Steve's Church-less Movie Of The Week ...

I'm pretty sure I've shown this one before, but it's a classic and yesterday was my birthday, so I get to make the rules here. Plus, that scene where the eye appears on the man's shoulder has always given be the serious creeps.

Enjoy ...

"The Manster (双頭の殺人鬼?, Sôtô no Satsujinki) is a tokusatsu 1959 horror film, a co-production between the US and Japan, starring Peter Dyneley. The film was notable for its creative use of special effects. The film is also known as The Split in the United Kingdom, Doktor Satan in Greece, and The Two-Headed Monster.

The plot concerns an American reporter in Japan who is sent to interview an eccentric Japanese scientist working on bizarre experiments in his mountain laboratory. When the doctor realizes that the hapless correspondent is the perfect subject for his next experiment, he drugs the unfortunate man and injects him with a serum that gradually transforms him into a hideous, two-headed monster.

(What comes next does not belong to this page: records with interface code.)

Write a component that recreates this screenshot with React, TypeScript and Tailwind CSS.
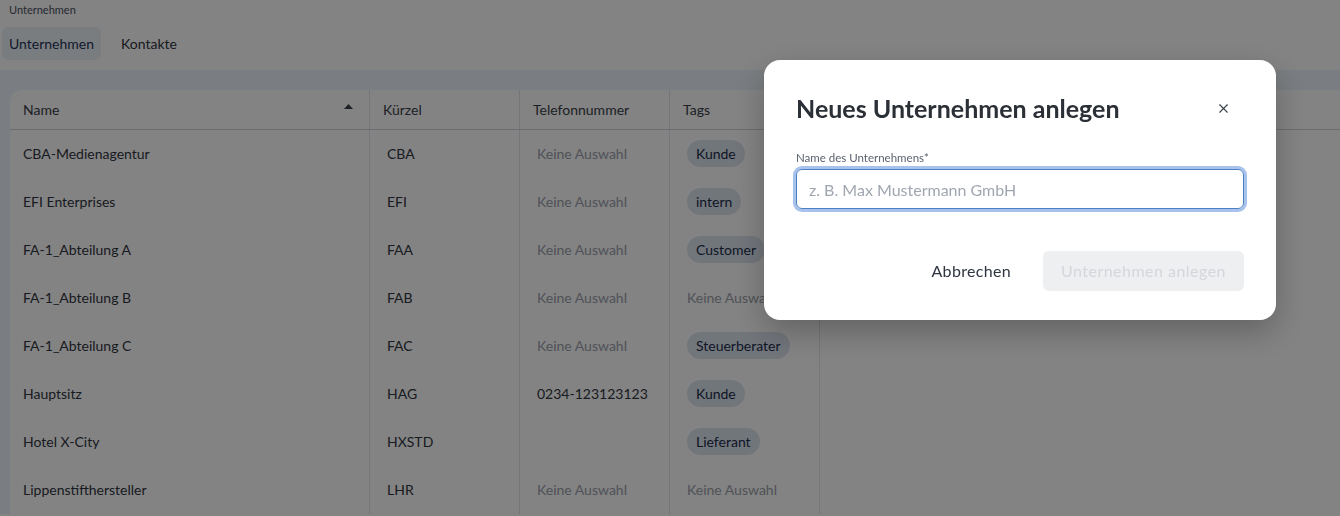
import { X } from 'lucide-react'

type Row = {
    name: string
    short: string
    phone: string | null
    tag: string | null
}

const rows: Row[] = [
    { name: 'CBA-Medienagentur', short: 'CBA', phone: null, tag: 'Kunde' },
    { name: 'EFI Enterprises', short: 'EFI', phone: null, tag: 'intern' },
    { name: 'FA-1_Abteilung A', short: 'FAA', phone: null, tag: 'Customer' },
    { name: 'FA-1_Abteilung B', short: 'FAB', phone: null, tag: null },
    { name: 'FA-1_Abteilung C', short: 'FAC', phone: null, tag: 'Steuerberater' },
    { name: 'Hauptsitz', short: 'HAG', phone: '0234-123123123', tag: 'Kunde' },
    { name: 'Hotel X-City', short: 'HXSTD', phone: '', tag: 'Lieferant' },
    { name: 'Lippenstifthersteller', short: 'LHR', phone: null, tag: null },
]

const cols = 'grid grid-cols-[360px_150px_150px_150px_1fr]'

function Empty() {
    return <span className="text-[#9aa1ab]">Keine Auswahl</span>
}

export default function App() {
    return (
        <div className="h-[516px] overflow-hidden bg-white text-[14px] text-[#2f3540] font-['Lato',sans-serif]">
            <div className="px-[9px] pt-[2px] text-[11px] text-[#4b5260]">Unternehmen</div>
            <div className="flex items-center gap-2 px-[2px] pt-[8px] pb-[10px]">
                <div className="rounded-md bg-[#eef3f9] px-[7px] py-[6px] text-[#1f3558]">Unternehmen</div>
                <div className="ml-1 px-2 py-[6px] text-[#2f3540]">Kontakte</div>
            </div>
            <div className="bg-[#eef4fb] pl-[10px] pt-5">
                <div className="rounded-tl-xl bg-white">
                    <div className={`${cols} h-10 border-b border-[#ccd3db] text-[#3a404a]`}>
                        <div className="flex items-center justify-between border-r border-[#e3e5e8] px-[13px]">
                            <span>Name</span>
                            <svg width="9" height="6" viewBox="0 0 9 6" className="mr-[3px] mb-1">
                                <path d="M4.5 0L9 5H0z" fill="#3a404a" />
                            </svg>
                        </div>
                        <div className="flex items-center border-r border-[#e3e5e8] px-[13px]">Kürzel</div>
                        <div className="flex items-center border-r border-[#e3e5e8] px-[13px]">Telefonnummer</div>
                        <div className="flex items-center border-r border-[#e3e5e8] px-[13px]">Tags</div>
                        <div />
                    </div>
                    {rows.map((r) => (
                        <div key={r.name} className={`${cols} h-12`}>
                            <div className="flex items-center border-r border-[#e3e5e8] px-[13px]">{r.name}</div>
                            <div className="flex items-center border-r border-[#e3e5e8] px-[17px]">{r.short}</div>
                            <div className="flex items-center border-r border-[#e3e5e8] px-[17px]">
                                {r.phone === null ? <Empty /> : r.phone}
                            </div>
                            <div className="flex items-center border-r border-[#e3e5e8] px-[17px]">
                                {r.tag ? (
                                    <span className="rounded-full bg-[#dde5f0] px-[9px] py-[3px] text-[#1c2c4c] whitespace-nowrap">
                                        {r.tag}
                                    </span>
                                ) : (
                                    <span className="whitespace-nowrap">
                                        <Empty />
                                    </span>
                                )}
                            </div>
                            <div />
                        </div>
                    ))}
                </div>
            </div>

            {/* overlay */}
            <div className="fixed inset-0 bg-black/[0.486]" />

            {/* dialog */}
            <div className="fixed left-[764px] top-[60px] w-[512px] rounded-2xl bg-white px-8 pt-[33px] pb-[29px] shadow-[0_12px_32px_rgba(0,0,0,0.25)]">
                <div className="flex items-center justify-between">
                    <h2 className="text-[25px] font-bold leading-[30px] text-[#2b2f36]">Neues Unternehmen anlegen</h2>
                    <button className="mr-[13px] text-[#3a404a]" aria-label="Schließen">
                        <X className="h-[15px] w-[15px]" strokeWidth={1.8} />
                    </button>
                </div>
                <label className="mt-[26px] block text-[11.5px] text-[#5b6270]">Name des Unternehmens*</label>
                <input
                    className="mt-[3px] h-10 w-full rounded-md border border-[#4e7fc6] px-3 text-[16px] text-[#2f3540] outline-none ring-[3px] ring-[#a7c3ec] placeholder:text-[#a0a6b0]"
                    placeholder="z. B. Max Mustermann GmbH"
                />
                <div className="mt-[42px] flex items-center justify-end gap-4">
                    <button className="px-4 py-2 text-[16px] tracking-[0.02em] text-[#2f3540]">Abbrechen</button>
                    <button
                        disabled
                        className="h-10 w-[201px] rounded-md bg-[#eeeff1] text-[16px] tracking-[0.03em] text-[#d3d6db]"
                    >
                        Unternehmen anlegen
                    </button>
                </div>
            </div>
        </div>
    )
}
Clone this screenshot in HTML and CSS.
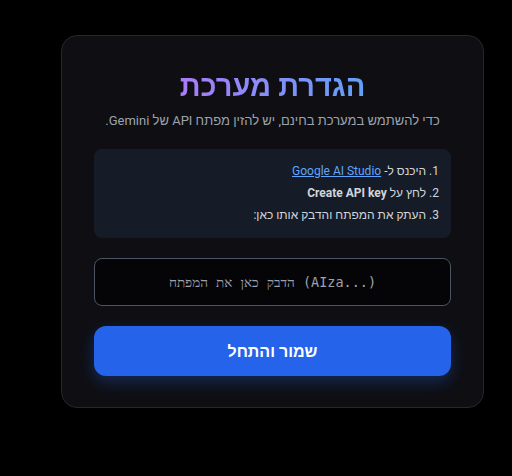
FILE: index.html
```html
<!DOCTYPE html>
<html lang="he" dir="rtl">

<head>
    <meta charset="UTF-8">
    <meta name="viewport" content="width=device-width, initial-scale=1.0">
    <title>הגדרת מערכת</title>
    <link rel="stylesheet" href="styles.css">
</head>

<body>
    <div class="card">
        <h1 class="title">הגדרת מערכת</h1>
        <p class="subtitle">כדי להשתמש במערכת בחינם, יש להזין מפתח API של Gemini.</p>
        <div class="steps">
            <p>1. היכנס ל- <a href="#">Google AI Studio</a></p>
            <p>2. לחץ על <b>Create API key</b></p>
            <p>3. העתק את המפתח והדבק אותו כאן:</p>
        </div>
        <input type="text" class="key-input" dir="ltr" placeholder="הדבק כאן את המפתח (AIza...)">
        <button class="save-btn">שמור והתחל</button>
    </div>
</body>
</html>
```

FILE: styles.css
```css
* {
    margin: 0;
    padding: 0;
    box-sizing: border-box;
}

body {
    background: #000;
    font-family: Roboto, "Noto Sans", "Liberation Sans", sans-serif;
    padding: 35px 28px 0 60px;
}

.card {
    width: 423px;
    height: 373px;
    background: #0f0f13;
    border: 1px solid #27272a;
    border-radius: 16px;
    padding: 31px 32px;
    display: flex;
    flex-direction: column;
}

.title {
    font-size: 29px;
    font-weight: 700;
    text-align: center;
    line-height: 38px;
    background: linear-gradient(to right, #a97cfa, #62a0f8);
    -webkit-background-clip: text;
    background-clip: text;
    color: transparent;
    width: max-content;
    align-self: center;
}

.subtitle {
    text-align: center;
    color: #9ca3af;
    font-size: 13px;
    line-height: 16px;
    margin-top: 8px;
    margin-bottom: 20px;
}

.steps {
    background: #161c27;
    border-radius: 8px;
    padding: 11px 12px 12px;
    margin-bottom: 20px;
}

.steps p {
    color: #d1d5db;
    font-size: 12px;
    line-height: 22px;
}

.steps a {
    color: #60a5fa;
}

.steps b {
    font-weight: 700;
}

.key-input {
    height: 48px;
    background: #050507;
    border: 1px solid #4b5563;
    border-radius: 8px;
    color: #e5e7eb;
    text-align: center;
    font-family: "DejaVu Sans Mono", monospace;
    font-size: 13.5px;
    margin-bottom: 20px;
}

.key-input::placeholder {
    color: #9ca3af;
}

.save-btn {
    height: 50px;
    border: 0;
    background: #2563eb;
    border-radius: 12px;
    color: #fff;
    font-family: inherit;
    font-size: 16px;
    font-weight: 700;
    box-shadow: 0 6px 16px rgba(37, 99, 235, 0.3);
    cursor: pointer;
}
```
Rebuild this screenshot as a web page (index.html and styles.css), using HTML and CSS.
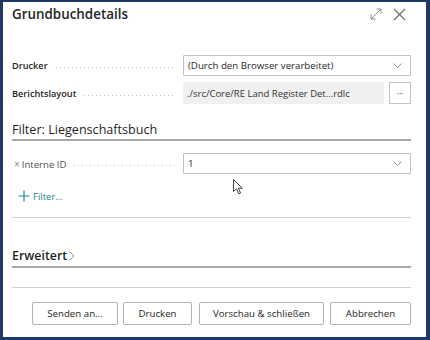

Recently, film critic Richard Scheib gave the film a qualified positive review, writing, 'This American-Japanese co-production is an interestingly obscure film, one whose reputation as a B movie has preceded its actual availability on video or tv. It is of course a venture into the schlock movie theme of the two-headed transplant. But The Manster is one entry that, when seen, proves a whole lot more entertaining than other variants on the theme such as the terrible The Incredible 2-Headed Transplant (1971) and the deliberately silly The Thing with Two Heads (1972).'

Sam Raimi's Army of Darkness (1992) pays homage to this film. When Ash has swallowed one of his little dopplegangers, he grows an eye on his right shoulder, which results in him splitting into two beings; Good Ash and Evil Ash. In this film, the reporter is injected with a serum and later develops an eye, which grows into a head, resulting in him splitting into a good being and an evil one. This film was originally released in the US on double feature with George Franju's Eyes Without a Face (1960)."